WORK TO DO → Send each entry back exactly as given, pictures excluded.

Records with interface code →
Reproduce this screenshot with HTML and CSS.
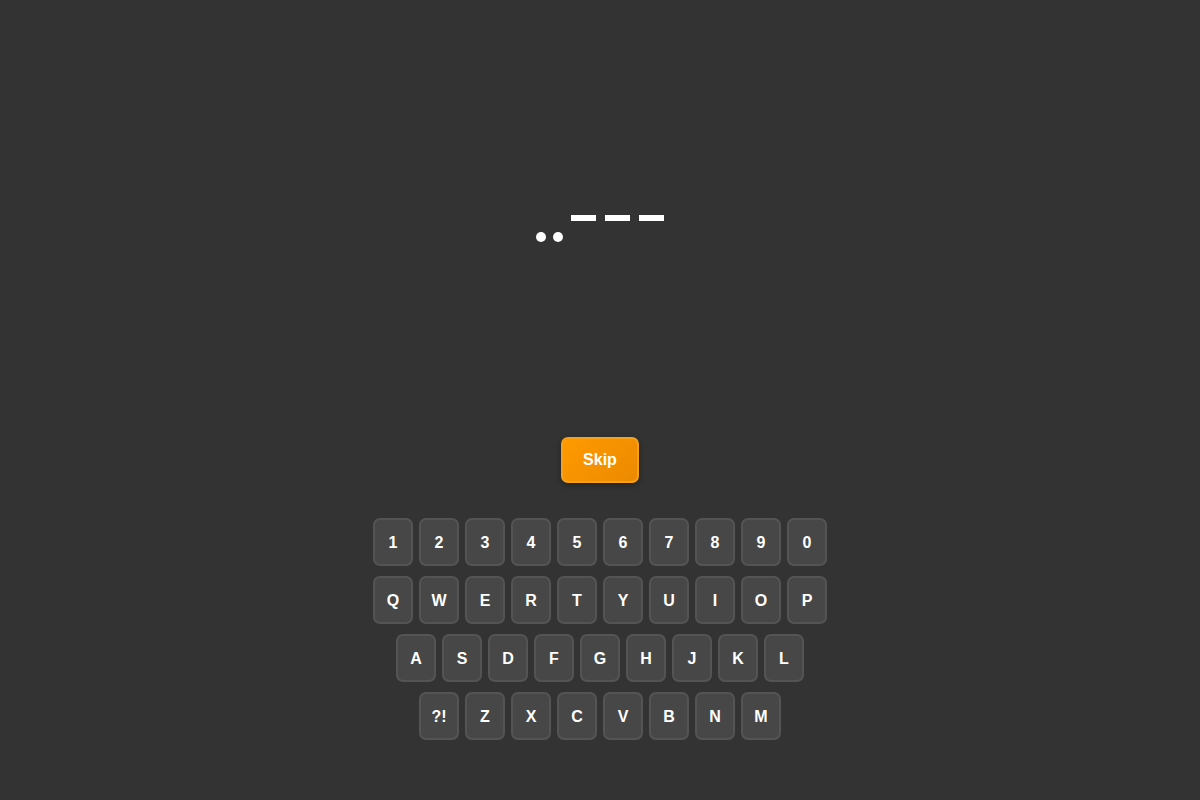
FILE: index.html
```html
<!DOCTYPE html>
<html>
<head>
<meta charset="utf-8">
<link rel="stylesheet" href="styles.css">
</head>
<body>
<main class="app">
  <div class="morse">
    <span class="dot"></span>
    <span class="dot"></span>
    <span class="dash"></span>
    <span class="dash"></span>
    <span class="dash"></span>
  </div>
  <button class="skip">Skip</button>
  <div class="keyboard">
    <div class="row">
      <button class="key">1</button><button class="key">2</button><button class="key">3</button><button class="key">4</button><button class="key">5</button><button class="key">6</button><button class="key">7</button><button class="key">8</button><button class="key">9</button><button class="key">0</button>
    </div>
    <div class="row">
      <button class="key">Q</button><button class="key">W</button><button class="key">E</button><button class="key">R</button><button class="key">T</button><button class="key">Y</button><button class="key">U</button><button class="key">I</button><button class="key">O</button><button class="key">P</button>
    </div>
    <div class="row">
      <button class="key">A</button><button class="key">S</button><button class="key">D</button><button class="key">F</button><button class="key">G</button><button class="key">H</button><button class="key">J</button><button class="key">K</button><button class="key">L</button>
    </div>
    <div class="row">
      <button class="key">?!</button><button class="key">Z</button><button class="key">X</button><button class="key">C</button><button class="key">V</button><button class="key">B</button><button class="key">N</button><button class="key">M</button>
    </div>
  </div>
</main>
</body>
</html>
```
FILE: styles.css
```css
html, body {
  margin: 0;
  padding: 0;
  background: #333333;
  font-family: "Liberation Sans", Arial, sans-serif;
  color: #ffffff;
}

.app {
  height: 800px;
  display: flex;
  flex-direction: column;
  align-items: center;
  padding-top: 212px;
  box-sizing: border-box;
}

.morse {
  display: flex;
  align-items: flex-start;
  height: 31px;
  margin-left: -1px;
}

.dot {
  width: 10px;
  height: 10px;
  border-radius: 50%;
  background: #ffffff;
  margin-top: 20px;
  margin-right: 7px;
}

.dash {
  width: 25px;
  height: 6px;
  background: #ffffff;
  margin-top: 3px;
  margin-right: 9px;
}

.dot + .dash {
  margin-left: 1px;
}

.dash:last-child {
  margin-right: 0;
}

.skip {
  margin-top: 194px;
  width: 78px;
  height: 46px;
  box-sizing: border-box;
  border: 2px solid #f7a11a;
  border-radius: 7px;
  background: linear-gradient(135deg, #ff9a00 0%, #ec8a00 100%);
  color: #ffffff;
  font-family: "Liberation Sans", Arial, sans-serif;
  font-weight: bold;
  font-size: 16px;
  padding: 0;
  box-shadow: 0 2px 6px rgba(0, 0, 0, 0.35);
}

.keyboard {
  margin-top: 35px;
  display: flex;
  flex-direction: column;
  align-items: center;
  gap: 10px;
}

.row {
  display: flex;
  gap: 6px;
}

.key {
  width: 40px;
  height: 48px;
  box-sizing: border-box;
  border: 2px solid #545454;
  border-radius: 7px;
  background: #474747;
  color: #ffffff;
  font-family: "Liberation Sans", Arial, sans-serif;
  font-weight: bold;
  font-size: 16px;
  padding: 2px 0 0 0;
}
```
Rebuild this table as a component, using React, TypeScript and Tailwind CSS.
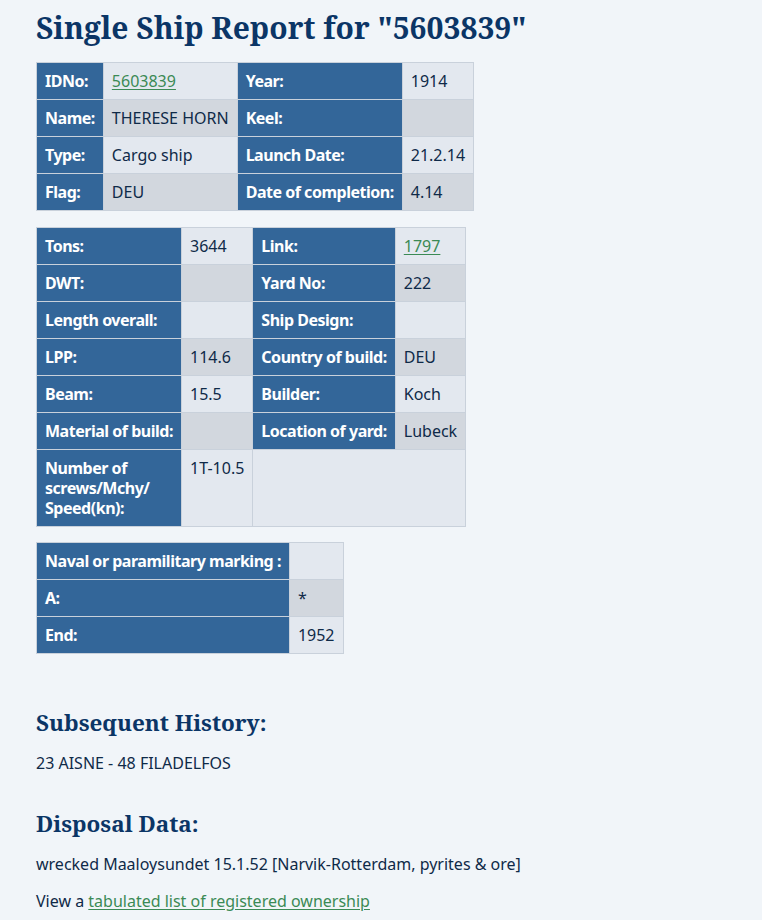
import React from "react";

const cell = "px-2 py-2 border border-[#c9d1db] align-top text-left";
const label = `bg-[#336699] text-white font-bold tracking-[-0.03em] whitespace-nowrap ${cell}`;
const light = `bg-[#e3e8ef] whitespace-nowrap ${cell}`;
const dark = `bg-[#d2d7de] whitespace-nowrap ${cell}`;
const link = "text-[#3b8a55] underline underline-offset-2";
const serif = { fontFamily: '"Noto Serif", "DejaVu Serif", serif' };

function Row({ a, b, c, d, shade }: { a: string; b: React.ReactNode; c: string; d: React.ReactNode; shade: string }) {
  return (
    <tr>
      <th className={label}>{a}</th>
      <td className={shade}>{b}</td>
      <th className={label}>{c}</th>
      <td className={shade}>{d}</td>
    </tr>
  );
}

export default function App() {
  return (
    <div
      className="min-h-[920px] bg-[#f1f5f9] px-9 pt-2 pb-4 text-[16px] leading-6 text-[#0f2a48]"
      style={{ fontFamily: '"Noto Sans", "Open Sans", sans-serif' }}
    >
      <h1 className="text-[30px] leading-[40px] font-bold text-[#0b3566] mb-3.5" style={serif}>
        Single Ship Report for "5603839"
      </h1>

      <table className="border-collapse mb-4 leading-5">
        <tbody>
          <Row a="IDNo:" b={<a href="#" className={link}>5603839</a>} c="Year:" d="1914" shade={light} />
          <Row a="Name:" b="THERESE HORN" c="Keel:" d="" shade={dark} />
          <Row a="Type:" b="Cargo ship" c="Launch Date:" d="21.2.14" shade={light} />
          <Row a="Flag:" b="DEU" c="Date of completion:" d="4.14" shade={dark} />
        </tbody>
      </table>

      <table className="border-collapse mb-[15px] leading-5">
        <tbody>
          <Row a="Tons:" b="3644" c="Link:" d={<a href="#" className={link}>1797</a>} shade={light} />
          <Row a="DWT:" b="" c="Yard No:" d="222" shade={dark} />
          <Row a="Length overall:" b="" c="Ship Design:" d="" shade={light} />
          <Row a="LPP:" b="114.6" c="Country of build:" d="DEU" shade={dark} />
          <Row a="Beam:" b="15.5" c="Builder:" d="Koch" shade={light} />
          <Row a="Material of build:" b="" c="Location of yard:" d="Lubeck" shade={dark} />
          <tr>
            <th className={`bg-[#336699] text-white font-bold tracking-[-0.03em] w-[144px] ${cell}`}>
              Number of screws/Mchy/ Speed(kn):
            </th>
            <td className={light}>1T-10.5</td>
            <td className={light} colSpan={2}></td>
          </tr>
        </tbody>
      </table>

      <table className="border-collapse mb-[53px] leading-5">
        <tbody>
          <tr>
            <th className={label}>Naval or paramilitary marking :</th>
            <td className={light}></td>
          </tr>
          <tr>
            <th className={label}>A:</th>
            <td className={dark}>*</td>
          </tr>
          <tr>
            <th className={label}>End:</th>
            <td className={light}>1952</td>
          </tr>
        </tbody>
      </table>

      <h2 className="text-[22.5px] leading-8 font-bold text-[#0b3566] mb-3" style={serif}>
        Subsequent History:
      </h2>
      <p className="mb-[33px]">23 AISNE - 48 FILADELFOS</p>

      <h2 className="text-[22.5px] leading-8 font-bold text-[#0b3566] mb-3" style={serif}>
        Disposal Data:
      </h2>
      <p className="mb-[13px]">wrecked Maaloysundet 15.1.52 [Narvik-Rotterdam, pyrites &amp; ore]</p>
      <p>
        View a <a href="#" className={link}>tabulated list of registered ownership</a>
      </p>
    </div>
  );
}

THE ANSWER →
Reproduce this screenshot with HTML and CSS.
FILE: index.html
```html
<!DOCTYPE html>
<html>
<head>
<meta charset="utf-8">
<link rel="stylesheet" href="styles.css">
</head>
<body>
<main class="app">
  <div class="morse">
    <span class="dot"></span>
    <span class="dot"></span>
    <span class="dash"></span>
    <span class="dash"></span>
    <span class="dash"></span>
  </div>
  <button class="skip">Skip</button>
  <div class="keyboard">
    <div class="row">
      <button class="key">1</button><button class="key">2</button><button class="key">3</button><button class="key">4</button><button class="key">5</button><button class="key">6</button><button class="key">7</button><button class="key">8</button><button class="key">9</button><button class="key">0</button>
    </div>
    <div class="row">
      <button class="key">Q</button><button class="key">W</button><button class="key">E</button><button class="key">R</button><button class="key">T</button><button class="key">Y</button><button class="key">U</button><button class="key">I</button><button class="key">O</button><button class="key">P</button>
    </div>
    <div class="row">
      <button class="key">A</button><button class="key">S</button><button class="key">D</button><button class="key">F</button><button class="key">G</button><button class="key">H</button><button class="key">J</button><button class="key">K</button><button class="key">L</button>
    </div>
    <div class="row">
      <button class="key">?!</button><button class="key">Z</button><button class="key">X</button><button class="key">C</button><button class="key">V</button><button class="key">B</button><button class="key">N</button><button class="key">M</button>
    </div>
  </div>
</main>
</body>
</html>
```
FILE: styles.css
```css
html, body {
  margin: 0;
  padding: 0;
  background: #333333;
  font-family: "Liberation Sans", Arial, sans-serif;
  color: #ffffff;
}

.app {
  height: 800px;
  display: flex;
  flex-direction: column;
  align-items: center;
  padding-top: 212px;
  box-sizing: border-box;
}

.morse {
  display: flex;
  align-items: flex-start;
  height: 31px;
  margin-left: -1px;
}

.dot {
  width: 10px;
  height: 10px;
  border-radius: 50%;
  background: #ffffff;
  margin-top: 20px;
  margin-right: 7px;
}

.dash {
  width: 25px;
  height: 6px;
  background: #ffffff;
  margin-top: 3px;
  margin-right: 9px;
}

.dot + .dash {
  margin-left: 1px;
}

.dash:last-child {
  margin-right: 0;
}

.skip {
  margin-top: 194px;
  width: 78px;
  height: 46px;
  box-sizing: border-box;
  border: 2px solid #f7a11a;
  border-radius: 7px;
  background: linear-gradient(135deg, #ff9a00 0%, #ec8a00 100%);
  color: #ffffff;
  font-family: "Liberation Sans", Arial, sans-serif;
  font-weight: bold;
  font-size: 16px;
  padding: 0;
  box-shadow: 0 2px 6px rgba(0, 0, 0, 0.35);
}

.keyboard {
  margin-top: 35px;
  display: flex;
  flex-direction: column;
  align-items: center;
  gap: 10px;
}

.row {
  display: flex;
  gap: 6px;
}

.key {
  width: 40px;
  height: 48px;
  box-sizing: border-box;
  border: 2px solid #545454;
  border-radius: 7px;
  background: #474747;
  color: #ffffff;
  font-family: "Liberation Sans", Arial, sans-serif;
  font-weight: bold;
  font-size: 16px;
  padding: 2px 0 0 0;
}
```
Rebuild this table as a component, using React, TypeScript and Tailwind CSS.
import React from "react";

const cell = "px-2 py-2 border border-[#c9d1db] align-top text-left";
const label = `bg-[#336699] text-white font-bold tracking-[-0.03em] whitespace-nowrap ${cell}`;
const light = `bg-[#e3e8ef] whitespace-nowrap ${cell}`;
const dark = `bg-[#d2d7de] whitespace-nowrap ${cell}`;
const link = "text-[#3b8a55] underline underline-offset-2";
const serif = { fontFamily: '"Noto Serif", "DejaVu Serif", serif' };

function Row({ a, b, c, d, shade }: { a: string; b: React.ReactNode; c: string; d: React.ReactNode; shade: string }) {
  return (
    <tr>
      <th className={label}>{a}</th>
      <td className={shade}>{b}</td>
      <th className={label}>{c}</th>
      <td className={shade}>{d}</td>
    </tr>
  );
}

export default function App() {
  return (
    <div
      className="min-h-[920px] bg-[#f1f5f9] px-9 pt-2 pb-4 text-[16px] leading-6 text-[#0f2a48]"
      style={{ fontFamily: '"Noto Sans", "Open Sans", sans-serif' }}
    >
      <h1 className="text-[30px] leading-[40px] font-bold text-[#0b3566] mb-3.5" style={serif}>
        Single Ship Report for "5603839"
      </h1>

      <table className="border-collapse mb-4 leading-5">
        <tbody>
          <Row a="IDNo:" b={<a href="#" className={link}>5603839</a>} c="Year:" d="1914" shade={light} />
          <Row a="Name:" b="THERESE HORN" c="Keel:" d="" shade={dark} />
          <Row a="Type:" b="Cargo ship" c="Launch Date:" d="21.2.14" shade={light} />
          <Row a="Flag:" b="DEU" c="Date of completion:" d="4.14" shade={dark} />
        </tbody>
      </table>

      <table className="border-collapse mb-[15px] leading-5">
        <tbody>
          <Row a="Tons:" b="3644" c="Link:" d={<a href="#" className={link}>1797</a>} shade={light} />
          <Row a="DWT:" b="" c="Yard No:" d="222" shade={dark} />
          <Row a="Length overall:" b="" c="Ship Design:" d="" shade={light} />
          <Row a="LPP:" b="114.6" c="Country of build:" d="DEU" shade={dark} />
          <Row a="Beam:" b="15.5" c="Builder:" d="Koch" shade={light} />
          <Row a="Material of build:" b="" c="Location of yard:" d="Lubeck" shade={dark} />
          <tr>
            <th className={`bg-[#336699] text-white font-bold tracking-[-0.03em] w-[144px] ${cell}`}>
              Number of screws/Mchy/ Speed(kn):
            </th>
            <td className={light}>1T-10.5</td>
            <td className={light} colSpan={2}></td>
          </tr>
        </tbody>
      </table>

      <table className="border-collapse mb-[53px] leading-5">
        <tbody>
          <tr>
            <th className={label}>Naval or paramilitary marking :</th>
            <td className={light}></td>
          </tr>
          <tr>
            <th className={label}>A:</th>
            <td className={dark}>*</td>
          </tr>
          <tr>
            <th className={label}>End:</th>
            <td className={light}>1952</td>
          </tr>
        </tbody>
      </table>

      <h2 className="text-[22.5px] leading-8 font-bold text-[#0b3566] mb-3" style={serif}>
        Subsequent History:
      </h2>
      <p className="mb-[33px]">23 AISNE - 48 FILADELFOS</p>

      <h2 className="text-[22.5px] leading-8 font-bold text-[#0b3566] mb-3" style={serif}>
        Disposal Data:
      </h2>
      <p className="mb-[13px]">wrecked Maaloysundet 15.1.52 [Narvik-Rotterdam, pyrites &amp; ore]</p>
      <p>
        View a <a href="#" className={link}>tabulated list of registered ownership</a>
      </p>
    </div>
  );
}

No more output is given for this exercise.